- RAW DATA
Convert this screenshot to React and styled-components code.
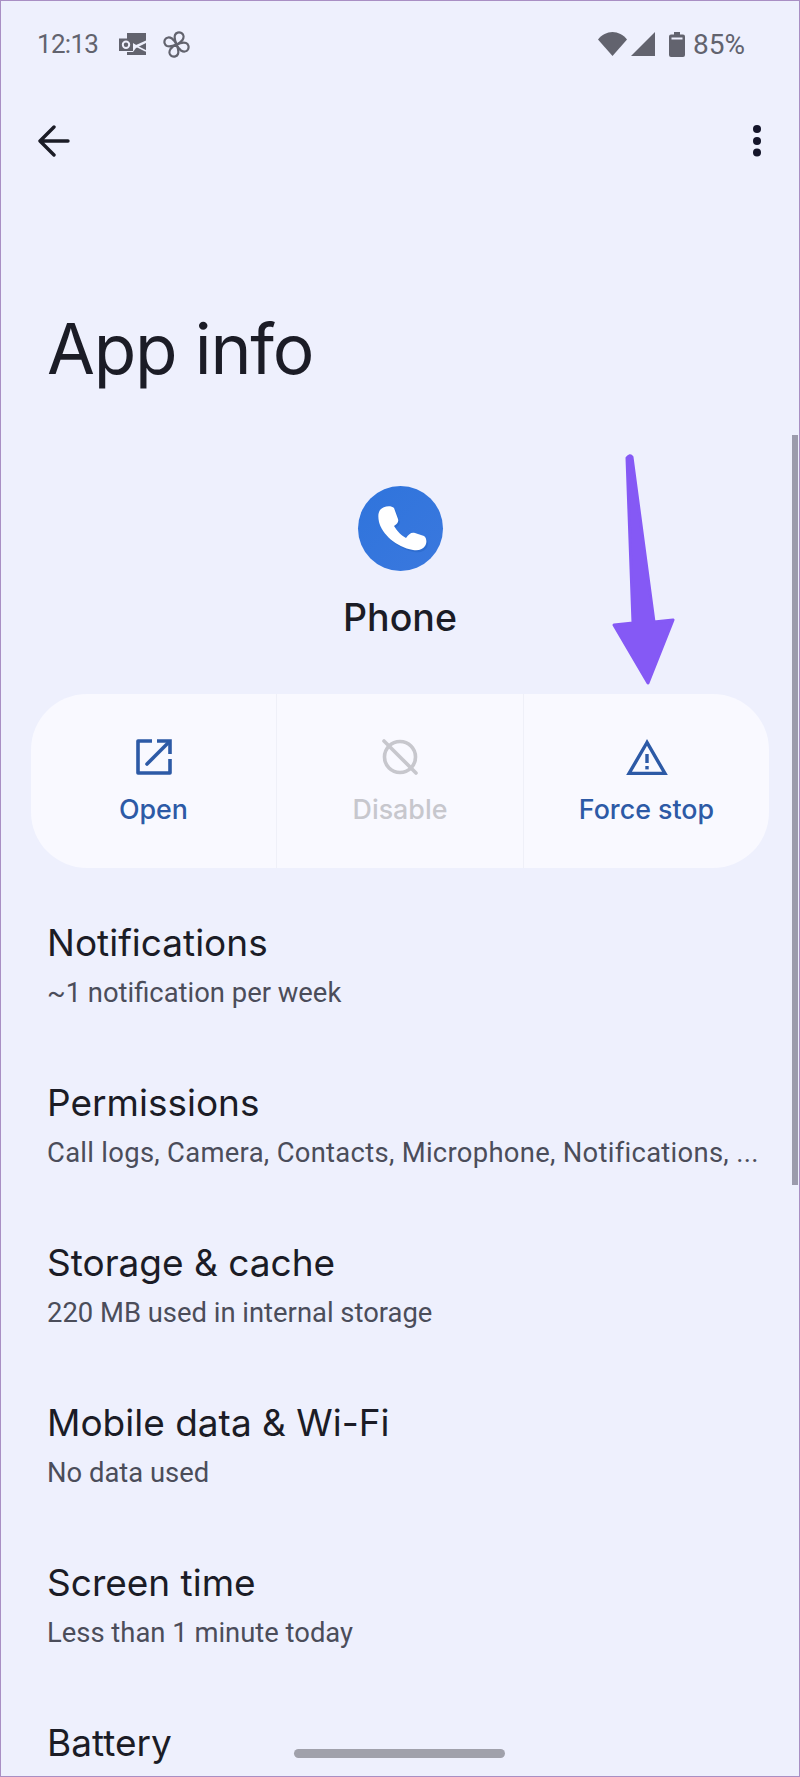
import React from "react";
import styled, { createGlobalStyle } from "styled-components";

const GlobalStyle = createGlobalStyle`
  html, body {
    margin: 0;
    padding: 0;
    background: #eef0fd;
  }
  * {
    box-sizing: border-box;
  }
`;

const Page = styled.div`
  position: relative;
  width: 800px;
  height: 1777px;
  overflow: hidden;
  background: #eef0fd;
  font-family: Roboto, "Liberation Sans", sans-serif;
  color: #1b1c26;
`;

const Frame = styled.div`
  position: absolute;
  inset: 0;
  border: 1.5px solid #a98fc4;
  pointer-events: none;
`;

const StatusBar = styled.div`
  height: 88px;
  padding: 0 55px 0 37px;
  display: flex;
  align-items: center;
  justify-content: space-between;
  color: #62636e;
`;

const StatusGroup = styled.div`
  display: flex;
  align-items: center;
  gap: ${(p) => p.$gap}px;
  margin-left: ${(p) => p.$offset || 0}px;
`;

const Time = styled.span`
  margin-right: 5px;
  font-size: 26px;
  letter-spacing: -0.7px;
`;

const Percent = styled.span`
  font-size: 28px;
`;

const Toolbar = styled.div`
  height: 106px;
  padding: 0 38px 0 38px;
  display: flex;
  align-items: center;
  justify-content: space-between;
`;

const Title = styled.h1`
  margin: 0;
  padding: 115px 0 0 47px;
  height: 292px;
  font-family: Inter, Roboto, sans-serif;
  font-size: 69.500px;
  font-weight: 400;
  letter-spacing: -1.2px;
  line-height: 80px;
`;

const AppHead = styled.div`
  display: flex;
  flex-direction: column;
  align-items: center;
  height: 208px;
`;

const AppIcon = styled.div`
  width: 85px;
  height: 85px;
  border-radius: 50%;
  background: linear-gradient(135deg, #2f74dc, #3a78de);
  overflow: hidden;
`;

const AppName = styled.div`
  margin-top: 22px;
  font-family: Inter, Roboto, sans-serif;
  font-size: 37.500px;
  font-weight: 500;
  line-height: 50px;
`;

const ActionCard = styled.div`
  margin: 0 31px;
  height: 174px;
  border-radius: 56px;
  background: #f9f9ff;
  display: grid;
  grid-template-columns: 245px 247px 246px;
`;

const Action = styled.div`
  display: flex;
  flex-direction: column;
  align-items: center;
  padding-top: 44px;
  color: ${(p) => (p.$disabled ? "#c7c7cd" : "#2d5aa6")};
  border-left: ${(p) => (p.$divided ? "1px solid #eff0f8" : "none")};
`;

const ActionIcon = styled.div`
  height: 38px;
  display: flex;
  align-items: center;
  justify-content: center;
`;

const ActionLabel = styled.div`
  margin-top: 13px;
  font-family: Inter, Roboto, sans-serif;
  font-size: 26.800px;
  font-weight: 500;
  line-height: 40px;
`;

const List = styled.div`
  margin-top: 20px;
`;

const Row = styled.div`
  height: 160px;
  padding: 31px 47px 0;
`;

const RowTitle = styled.div`
  font-family: Inter, Roboto, sans-serif;
  font-size: 37px;
  line-height: 48px;
`;

const RowSub = styled.div`
  font-size: 27.400px;
  line-height: 52px;
  letter-spacing: ${(p) => (p.$long ? "0.3px" : "0")};
  color: #4b4d5a;
  white-space: nowrap;
`;

const Scrollbar = styled.div`
  position: absolute;
  top: 435px;
  right: 2px;
  width: 6px;
  height: 750px;
  background: #9b9bac;
`;

const HomeBar = styled.div`
  position: absolute;
  left: 294px;
  top: 1749px;
  width: 211px;
  height: 9px;
  border-radius: 5px;
  background: #a0a1ab;
`;

const ArrowMark = styled.svg`
  position: absolute;
  left: 600px;
  top: 445px;
`;

const rows = [
  ["Notifications", "~1 notification per week"],
  ["Permissions", "Call logs, Camera, Contacts, Microphone, Notifications, ...", true],
  ["Storage & cache", "220 MB used in internal storage"],
  ["Mobile data & Wi-Fi", "No data used"],
  ["Screen time", "Less than 1 minute today"],
  ["Battery", ""],
];

function OutlookIcon() {
  return (
    <svg width="28" height="23" viewBox="0 0 28 23" fill="#62636e">
      <path d="M8 0h19v7.500L17 12 8 6z" />
      <path d="M27 10v12H8v-3h6l3-4z" />
      <path d="M0 5.500h14V18H0z" />
      <circle cx="7" cy="11.700" r="3.200" fill="none" stroke="#eef0fd" strokeWidth="2" />
      <path d="M15 12l12 6" stroke="#eef0fd" strokeWidth="1.500" />
    </svg>
  );
}

const petal = "M13.500 13.500C12 10 11 7 12 4C13 1.500 16 .8 18.500 2C21 3.500 21 6.500 19.500 9C18 11 16 12.500 13.500 13.500Z";

function PinwheelIcon() {
  return (
    <svg width="27" height="27" viewBox="0 0 27 27" fill="none" stroke="#62636e" strokeWidth="2.200" strokeLinejoin="round">
      {[0, 90, 180, 270].map((angle) => (
        <path key={angle} d={petal} transform={`rotate(${angle} 13.500 13.500)`} />
      ))}
    </svg>
  );
}

function WifiIcon() {
  return (
    <svg width="29" height="24" viewBox="0 0 29 24" fill="#62636e">
      <path d="M0 7.500C3.800 2.800 9 0 14.500 0S25.200 2.800 29 7.500L14.500 24z" />
    </svg>
  );
}

function SignalIcon() {
  return (
    <svg width="24" height="24" viewBox="0 0 24 24" fill="#62636e">
      <path d="M24 0v24H0z" />
    </svg>
  );
}

function BatteryIcon() {
  return (
    <svg width="16" height="25" viewBox="0 0 16 25" fill="#62636e">
      <path d="M5 0h6v2.500h3a2 2 0 0 1 2 2V23a2 2 0 0 1-2 2H2a2 2 0 0 1-2-2V4.500a2 2 0 0 1 2-2h3z" />
      <rect x="2.500" y="5.500" width="11" height="2" fill="#eef0fd" />
    </svg>
  );
}

function BackIcon() {
  return (
    <svg width="32" height="32" viewBox="0 0 32 32" fill="none" stroke="#1b1c26" strokeWidth="3.400" strokeLinecap="round" strokeLinejoin="round">
      <path d="M30 16H3M16 2L2 16l14 14" />
    </svg>
  );
}

function MoreIcon() {
  return (
    <svg width="10" height="34" viewBox="0 0 10 34" fill="#14152a">
      <circle cx="5" cy="5" r="4" />
      <circle cx="5" cy="17" r="4" />
      <circle cx="5" cy="28.500" r="4" />
    </svg>
  );
}

const handset =
  "M22 24C25 20 33 19 36 22L40 33C41 36 39 38 36 40C39 45 44 50 48 52C51 48 53 46 57 47L66 50C69 52 69 57 67 60C65 63 61 65 55 64C38 61 24 48 21 36C20 31 20 27 22 24Z";

function PhoneGlyph() {
  return (
    <svg width="85" height="85" viewBox="0 0 85 85">
      <path d={handset} fill="#1f5bb8" opacity="0.35" transform="translate(1.500 2)" />
      <path d={handset} fill="#fff" />
    </svg>
  );
}

function OpenIcon() {
  return (
    <svg width="36" height="36" viewBox="0 0 36 36" fill="none" stroke="currentColor" strokeWidth="3.600">
      <path d="M16 2H2v32h32V20" strokeLinejoin="round" />
      <path d="M21 2h13v13" />
      <path d="M33 3L11 25" strokeLinecap="round" />
    </svg>
  );
}

function DisableIcon() {
  return (
    <svg width="38" height="38" viewBox="0 0 38 38" fill="none" stroke="currentColor" strokeWidth="3.600" strokeLinecap="round">
      <circle cx="19" cy="19" r="15.500" />
      <path d="M3 3l32 32" />
    </svg>
  );
}

function WarningIcon() {
  return (
    <svg width="42" height="36" viewBox="0 0 42 36" fill="currentColor">
      <path d="M21 3.500L3 34.500h36z" fill="none" stroke="currentColor" strokeWidth="3.400" />
      <rect x="19.300" y="15" width="3.400" height="9" />
      <rect x="19.300" y="27" width="3.400" height="3.400" />
    </svg>
  );
}

export default function App() {
  return (
    <Page>
      <GlobalStyle />
      <StatusBar>
        <StatusGroup $gap={16}>
          <Time>12:13</Time>
          <OutlookIcon />
          <PinwheelIcon />
        </StatusGroup>
        <StatusGroup $gap={4}>
          <WifiIcon />
          <SignalIcon />
          <StatusGroup $gap={8} $offset={10}>
            <BatteryIcon />
            <Percent>85%</Percent>
          </StatusGroup>
        </StatusGroup>
      </StatusBar>
      <Toolbar>
        <BackIcon />
        <MoreIcon />
      </Toolbar>
      <Title>App info</Title>
      <AppHead>
        <AppIcon>
          <PhoneGlyph />
        </AppIcon>
        <AppName>Phone</AppName>
      </AppHead>
      <ActionCard>
        <Action>
          <ActionIcon>
            <OpenIcon />
          </ActionIcon>
          <ActionLabel>Open</ActionLabel>
        </Action>
        <Action $disabled $divided>
          <ActionIcon>
            <DisableIcon />
          </ActionIcon>
          <ActionLabel>Disable</ActionLabel>
        </Action>
        <Action $divided>
          <ActionIcon>
            <WarningIcon />
          </ActionIcon>
          <ActionLabel>Force stop</ActionLabel>
        </Action>
      </ActionCard>
      <List>
        {rows.map(([title, sub, long]) => (
          <Row key={title}>
            <RowTitle>{title}</RowTitle>
            {sub && <RowSub $long={long}>{sub}</RowSub>}
          </Row>
        ))}
      </List>
      <ArrowMark width="90" height="250" viewBox="0 0 90 250">
        <path
          d="M27 13L33 178L14 180L48 238L73 175L54 177L32 12Q30 9 27 13Z"
          fill="#8559f5"
          stroke="#8559f5"
          strokeWidth="3"
          strokeLinejoin="round"
        />
      </ArrowMark>
      <Scrollbar />
      <HomeBar />
      <Frame />
    </Page>
  );
}
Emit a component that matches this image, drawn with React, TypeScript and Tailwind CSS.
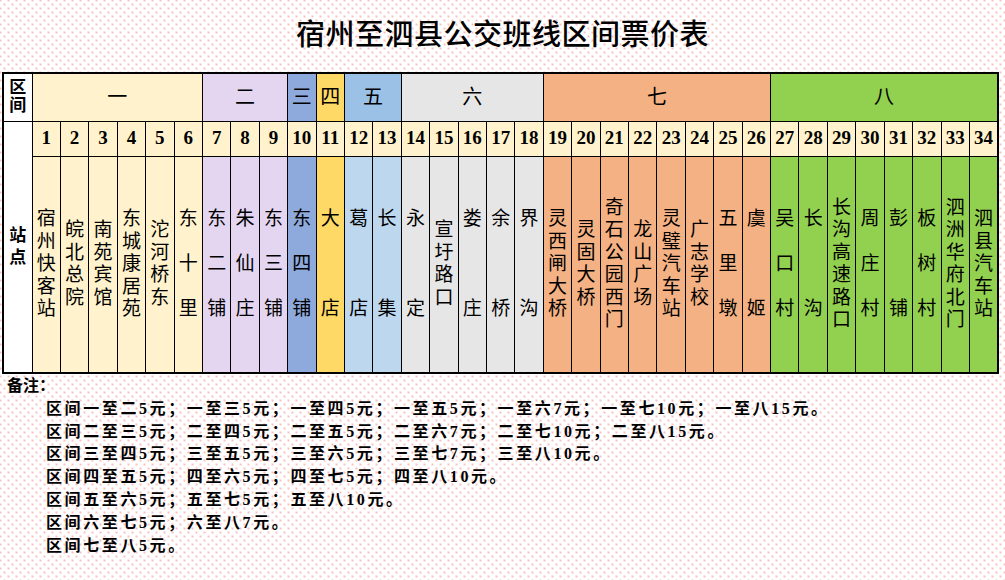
const groups = [
  { label: "一", head: "bg-[#FFF2CC]", body: "bg-[#FFF2CC]", stops: ["宿州快客站", "皖北总院", "南苑宾馆", "东城康居苑", "沱河桥东", "东十里"] },
  { label: "二", head: "bg-[#E4D6F1]", body: "bg-[#E4D6F1]", stops: ["东二铺", "朱仙庄", "东三铺"] },
  { label: "三", head: "bg-[#8EA9DB]", body: "bg-[#8EA9DB]", stops: ["东四铺"] },
  { label: "四", head: "bg-[#FFD966]", body: "bg-[#FFD966]", stops: ["大店"] },
  { label: "五", head: "bg-[#9BC2E6]", body: "bg-[#BDD7EE]", stops: ["葛店", "长集"] },
  { label: "六", head: "bg-[#E7E6E6]", body: "bg-[#E7E6E6]", stops: ["永定", "宣圩路口", "娄庄", "余桥", "界沟"] },
  { label: "七", head: "bg-[#F4B183]", body: "bg-[#F4B183]", stops: ["灵西闸大桥", "灵固大桥", "奇石公园西门", "龙山广场", "灵璧汽车站", "广志学校", "五里墩", "虞姬"] },
  { label: "八", head: "bg-[#92D050]", body: "bg-[#92D050]", stops: ["吴口村", "长沟", "长沟高速路口", "周庄村", "彭铺", "板树村", "泗洲华府北门", "泗县汽车站"] },
];

const notes = [
  "区间一至二5元；一至三5元；一至四5元；一至五5元；一至六7元；一至七10元；一至八15元。",
  "区间二至三5元；二至四5元；二至五5元；二至六7元；二至七10元；二至八15元。",
  "区间三至四5元；三至五5元；三至六5元；三至七7元；三至八10元。",
  "区间四至五5元；四至六5元；四至七5元；四至八10元。",
  "区间五至六5元；五至七5元；五至八10元。",
  "区间六至七5元；六至八7元。",
  "区间七至八5元。",
];

const font = "font-['Liberation_Serif','Noto_Sans_CJK_SC',serif]";

// short names are spread over the height of five characters
const StopName = ({ name }: { name: string }) => {
  const chars = name.split("");
  if (chars.length <= 3) {
    return (
      <div className="flex flex-col items-center justify-between h-[112px]">
        {chars.map((c, i) => (
          <span key={i} className="leading-[22px]">{c}</span>
        ))}
      </div>
    );
  }
  return (
    <div className="flex flex-col items-center">
      {chars.map((c, i) => (
        <span key={i} className="leading-[22.5px]">{c}</span>
      ))}
    </div>
  );
};

const App = () => {
  let n = 0;
  const stops = groups.flatMap((g) => g.stops.map((s) => ({ name: s, body: g.body, no: ++n })));

  return (
    <div
      className={`w-[1005px] h-[580px] overflow-hidden bg-white ${font} text-black bg-[radial-gradient(circle,#e66_0.5px,transparent_0.85px),radial-gradient(circle,#e66_0.5px,transparent_0.85px)] bg-[length:8px_8px] bg-[position:0.5px_0.5px,4.5px_4.5px]`}
    >
      {/* Title */}
      <div className="h-[72px] flex items-center justify-center">
        <h1 className="text-[29px] font-medium tracking-[0.5px]">宿州至泗县公交班线区间票价表</h1>
      </div>

      {/* Table */}
      <table className="table-fixed border-collapse w-[997px] ml-[2px] border-2 border-black">
        <colgroup>
          <col className="w-[29px]" />
          {stops.map((s) => (
            <col key={s.no} />
          ))}
        </colgroup>
        <tbody>
          <tr className="h-[48px]">
            <td className="border border-black bg-white p-0">
              <div className="flex flex-col items-center text-[17px] font-bold leading-[18px]">
                <span>区</span>
                <span>间</span>
              </div>
            </td>
            {groups.map((g) => (
              <td
                key={g.label}
                colSpan={g.stops.length}
                className={`border border-black p-0 text-center text-[20px] ${g.head}`}
              >
                {g.label}
              </td>
            ))}
          </tr>
          <tr className="h-[35px]">
            <td rowSpan={2} className="border border-black bg-white p-0">
              <div className="flex flex-col items-center text-[17px] font-bold leading-[22px]">
                <span>站</span>
                <span>点</span>
              </div>
            </td>
            {stops.map((s) => (
              <td key={s.no} className="border border-black bg-[#FFF2CC] p-0 text-center text-[19px] font-bold">
                {s.no}
              </td>
            ))}
          </tr>
          <tr className="h-[217px]">
            {stops.map((s) => (
              <td key={s.no} className={`border border-black p-0 text-[19px] ${s.body}`}>
                <StopName name={s.name} />
              </td>
            ))}
          </tr>
        </tbody>
      </table>

      {/* Notes */}
      <div className="pl-[7px] pt-[1px] text-[16px] font-bold leading-[22.8px]">
        <div>备注：</div>
        <div className="pl-[39px] tracking-[2.6px]">
          {notes.map((line, i) => (
            <div key={i}>{line}</div>
          ))}
        </div>
      </div>
    </div>
  );
};

export default App;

- THE PROBLEM
From the entries above, copy each line holding "this".

- EXPECTED OUTPUT
Convert this screenshot to React and styled-components code.
Emit a component that matches this image, drawn with React, TypeScript and Tailwind CSS.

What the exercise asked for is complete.